Les rapports d'une centaine de pages présentent à la fois un inconvénient et un avantage : chacun y trouve ce qui correspond le mieux à ce qu'il souhaite démontrer. La conclusion générale de ce rapport est excellente et me convient parfaitement : comme on l'enseigne à Sciences Po, elle ferme une porte et ouvre une fenêtre, celle de la ville moyenne. Mais nous ne sommes pas près de revoir une France des villes moyennes, en perdition à cause de la désindustrialisation de notre pays. Lorsqu'une économie passe du secondaire au tertiaire, elle se métropolise, avec en arrière-plan des choix de politique économique qui dépassent le cadre national.
En revanche, je suis très réservé sur le chapitre intitulé : « La gratuité des transports collectifs : un choix politique », pages 31 et 32. C'est effectivement un choix politique. Il aurait mieux valu l'intituler « Plaidoyer pour la gratuité des transports collectifs urbains » - car le rural a manifestement été évacué. Juste avant de conclure qu'il faut « dépassionner un débat qui souffre trop souvent de positions de principe et d'idées préconçues », le rapport note : « Comme le disait si justement le biologiste Albert Jacquard »... On évite généralement ce genre d'appréciations - d'autant que, sans méconnaître les compétences d'Albert Jacquard en biologie, comme les starlettes il avait un avis sur toute chose.
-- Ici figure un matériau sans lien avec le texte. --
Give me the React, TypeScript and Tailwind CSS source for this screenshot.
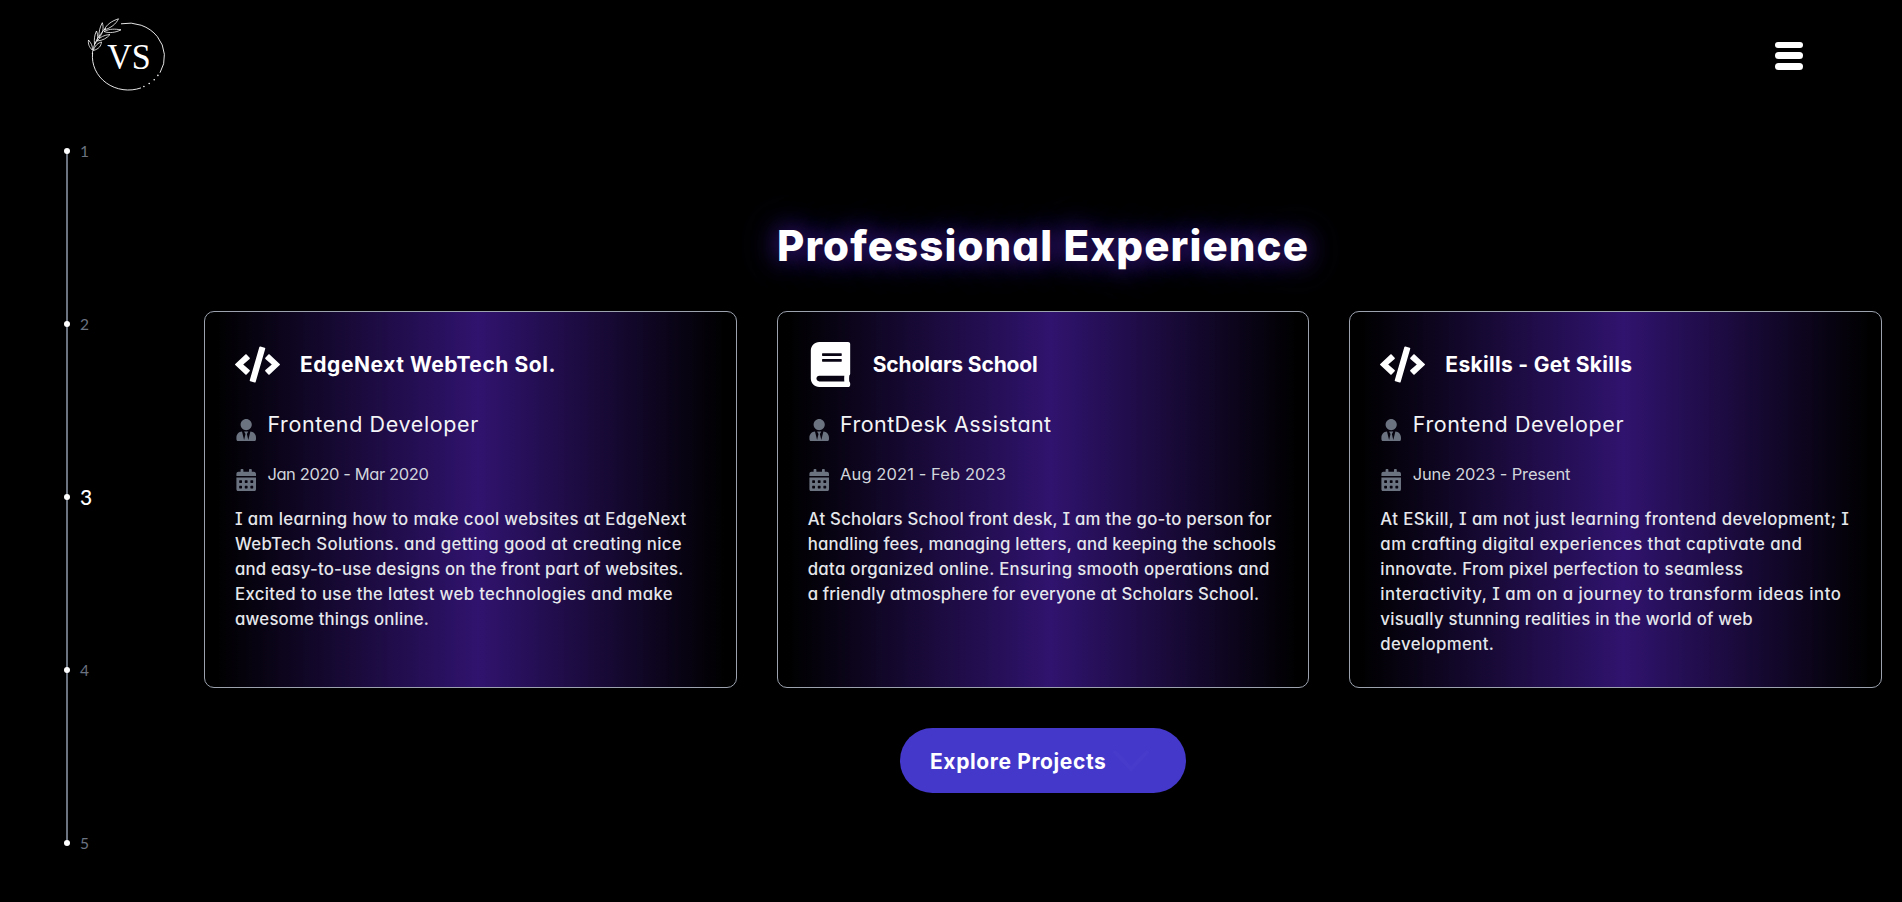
import { useLayoutEffect, useRef, useState } from "react";
import type { ReactNode } from "react";
import { FaBook, FaCalendarAlt, FaCode, FaUserTie } from "react-icons/fa";

/** A single line of text whose tracking is adjusted to fill the given width. */
function Line({ text, width, className = "" }: { text: string; width: number; className?: string }) {
  const ref = useRef<HTMLSpanElement>(null);
  const [tracking, setTracking] = useState(0);
  useLayoutEffect(() => {
    const natural = ref.current?.getBoundingClientRect().width ?? width;
    setTracking((width - natural) / text.length);
  }, [text, width]);
  return (
    <span className={`block whitespace-nowrap ${className}`}>
      <span ref={ref} style={{ letterSpacing: `${tracking}px` }}>
        {text}
      </span>
    </span>
  );
}

type Entry = {
  icon: ReactNode;
  company: [string, number];
  role: [string, number];
  dates: [string, number];
  lines: [string, number][];
};

const entries: Entry[] = [
  {
    icon: <FaCode size={45} />,
    company: ["EdgeNext WebTech Sol.", 256],
    role: ["Frontend Developer", 211.5],
    dates: ["Jan 2020 - Mar 2020", 161],
    lines: [
      ["I am learning how to make cool websites at EdgeNext", 451.5],
      ["WebTech Solutions. and getting good at creating nice", 447],
      ["and easy-to-use designs on the front part of websites.", 448.5],
      ["Excited to use the latest web technologies and make", 438],
      ["awesome things online.", 194],
    ],
  },
  {
    icon: <FaBook size={45} />,
    company: ["Scholars School", 165],
    role: ["FrontDesk Assistant", 211.5],
    dates: ["Aug 2021 - Feb 2023", 166],
    lines: [
      ["At Scholars School front desk, I am the go-to person for", 464],
      ["handling fees, managing letters, and keeping the schools", 468.5],
      ["data organized online. Ensuring smooth operations and", 462],
      ["a friendly atmosphere for everyone at Scholars School.", 451.5],
    ],
  },
  {
    icon: <FaCode size={45} />,
    company: ["Eskills - Get Skills", 187],
    role: ["Frontend Developer", 211.5],
    dates: ["June 2023 - Present", 157.5],
    lines: [
      ["At ESkill, I am not just learning frontend development; I", 469],
      ["am crafting digital experiences that captivate and", 422],
      ["innovate. From pixel perfection to seamless", 363],
      ["interactivity, I am on a journey to transform ideas into", 461],
      ["visually stunning realities in the world of web", 372.5],
      ["development.", 114],
    ],
  },
];

function Logo() {
  return (
    <svg width="84" height="80" viewBox="84 14 84 80" fill="none" stroke="#fff" strokeWidth="0.9">
      <path d="M92.6 53 A36 33.5 0 0 0 141 87.9" />
      <path d="M121 23.8 A36 33.5 0 0 1 160 72.7" />
      <g fill="#fff" stroke="none">
        <circle cx="143.9" cy="86.5" r="0.8" />
        <circle cx="149.2" cy="83.5" r="0.8" />
        <circle cx="154.2" cy="79.8" r="0.8" />
        <circle cx="157.9" cy="75.4" r="0.8" />
      </g>
      <g strokeWidth="0.8">
        <path d="M92.3 54 C93 45 98 36 106 28" />
        <path d="M92.3 50 C89 47 88 44 88.5 40 C91 43 93 46 92.3 50Z" />
        <path d="M94.5 44.5 C94 39 94.5 35 96.5 31 C98.5 36 98 40 94.5 44.5Z" />
        <path d="M99 38 C98.5 32 100 27 102.3 22.7 C104 28 103 33 99 38Z" />
        <path d="M104 30 C107 24 112 21 118.5 18.8 C116 24 111 28 104 30Z" />
        <path d="M104 31.5 C110 28.5 115 29 121 29.8 C116 32.5 109 33.5 104 31.5Z" />
        <path d="M97 41 C100 37 104 35 110 34.5 C107 38 103 40.5 97 41Z" />
        <path d="M93.3 50.5 C95 45.5 98 43 101.5 42 C101 46 99 49 93.3 50.5Z" />
      </g>
      <text
        x="107.2"
        y="69.2"
        fill="#fff"
        stroke="none"
        fontSize="36"
        textLength="43.5"
        lengthAdjust="spacingAndGlyphs"
        className="font-['Liberation_Serif',serif]"
      >
        VS
      </text>
    </svg>
  );
}

function Timeline() {
  return (
    <nav className="flex w-[100px] shrink-0 flex-col pt-[148px] pl-[64px]">
      {[1, 2, 3, 4, 5].map((n) => (
        <div key={n} className={n === 5 ? "flex h-[6px]" : "flex h-[173px]"}>
          <div className="relative flex w-[6px] shrink-0 justify-center">
            {n < 5 && <span className="mt-[3px] h-[173px] w-[2px] bg-[#6b7280]" />}
            <span className="absolute top-0 left-0 size-[5.5px] rounded-full bg-white" />
          </div>
          <span
            className={
              n === 3
                ? "ml-[10px] h-5 -translate-y-[7px] font-['Lato',sans-serif] text-[21px] leading-5 font-medium text-white"
                : "ml-[10px] h-5 -translate-y-[7px] font-['Lato',sans-serif] text-[15.5px] leading-5 text-[#6b7280]"
            }
          >
            {n}
          </span>
        </div>
      ))}
    </nav>
  );
}

function Card({ entry }: { entry: Entry }) {
  return (
    <article className="h-[377px] min-w-0 flex-1 basis-0 rounded-[10px] border border-[#9ca3af] bg-[linear-gradient(to_right,#000_2%,#30136e_51.5%,#000_98%)] p-[30px]">
      <header className="flex h-[45px] items-center gap-5 text-white">
        <span className="size-[45px] shrink-0">{entry.icon}</span>
        <Line text={entry.company[0]} width={entry.company[1]} className="text-[21px] leading-8 font-bold" />
      </header>
      <div className="mt-[26px] flex h-[40px] gap-[10px]">
        <FaUserTie className="mt-[6px] size-[22.4px] shrink-0 text-[#6b7280]" />
        <Line text={entry.role[0]} width={entry.role[1]} className="-mt-px text-[21.5px] leading-6 text-gray-100" />
      </div>
      <div className="mt-[10px] flex h-[44px] gap-[10px]">
        <FaCalendarAlt className="mt-[6px] size-[22.4px] shrink-0 text-[#6b7280]" />
        <Line text={entry.dates[0]} width={entry.dates[1]} className="-mt-px text-[16.5px] leading-6 text-gray-300" />
      </div>
      <p className="text-[16.75px] leading-[25px] font-[450] text-gray-200">
        {entry.lines.map(([text, width]) => (
          <Line key={text} text={text} width={width} />
        ))}
      </p>
    </article>
  );
}

export default function App() {
  return (
    <div className="flex h-[902px] w-[1902px] flex-col overflow-hidden bg-black font-['Inter',sans-serif] [font-feature-settings:'cv08','cv11']">
      <header className="-mb-[94px] flex h-[94px] items-start justify-between pt-[14px] pr-[99px] pl-[84px]">
        <Logo />
        <button aria-label="Menu" className="mt-[27.5px] flex w-[28.5px] flex-col gap-1">
          <span className="h-[6.75px] rounded-full bg-white" />
          <span className="h-[6.75px] rounded-full bg-white" />
          <span className="h-[6.75px] rounded-full bg-white" />
        </button>
      </header>
      <div className="flex flex-1">
        <Timeline />
        <main className="flex min-w-0 flex-1 flex-col items-center pt-[216px] pr-5 pl-[104px]">
          <h2 className="h-[95px] text-[42px] leading-[60px] font-extrabold text-white [text-shadow:0_0_24px_#4320a0,0_0_44px_#2e1569]">
            <Line text="Professional Experience" width={532} />
          </h2>
          <section className="flex w-full gap-10">
            {entries.map((entry, i) => (
              <Card key={i} entry={entry} />
            ))}
          </section>
          <button className="mt-10 flex h-[65px] w-[286px] items-center rounded-full bg-[#4338ca] pl-[30px] text-[21px] font-bold text-white">
            <Line text="Explore Projects" width={176.5} className="pt-[2px]" />
            <svg className="ml-[5px]" width="38" height="24" viewBox="0 0 38 24" fill="none" stroke="#463bcb" strokeWidth="4">
              <path d="M2 2 L19 20 L36 2" />
            </svg>
          </button>
        </main>
      </div>
    </div>
  );
}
Ce rapport sous-entend ainsi que penser autre chose que ce qui est écrit sur ces deux pages, c'est être un passionné, prisonnier de ses idées préconçues. C'est un plaidoyer de la première à la dernière ligne. Vous évaluez ce que coûte l'entretien du réseau routier, sans faire état des taxes payées par les automobiles et les camions. Or il m'avait toujours semblé que ces derniers étaient les vaches à lait de l'État... Il n'aurait pas été inutile de chiffrer ce que rapportent ces usagers, sans compter le versement transport des entreprises, dont je les entends sans cesse se plaindre.
On peut aussi se demander combien coûte au contribuable la SNCF, perpétuellement en déficit - sans compter son régime de retraites - alors que sa contribution au transfert modal de la route vers le rail diminue chaque année.
Que coûtent les transports en commun urbains au contribuable ? Vous avez fort bien souligné que c'est à Paris que les usagers contribuent le moins au financement du transport collectif : 30 % viennent de leur poche contre 70 % ailleurs. C'est donc quand la participation de l'usager devient marginale que la gratuité est envisagée. Quand il ne paie pas grand-chose, c'est déjà trop...
Certaines comparaisons me préoccupent : le rapport suggère que les mobilités soient gratuites - pour les seuls urbains évidemment. Or la santé, c'est la vie et la mort. L'éducation, c'est la différence entre une vie active et une vie inactive. Ce sont deux besoins fondamentaux, que l'on ne peut pas mettre au même niveau que les transports collectifs. On a toujours la possibilité de ne pas se déplacer. Qui trop embrasse mal étreint : je ne voterai pas ce rapport.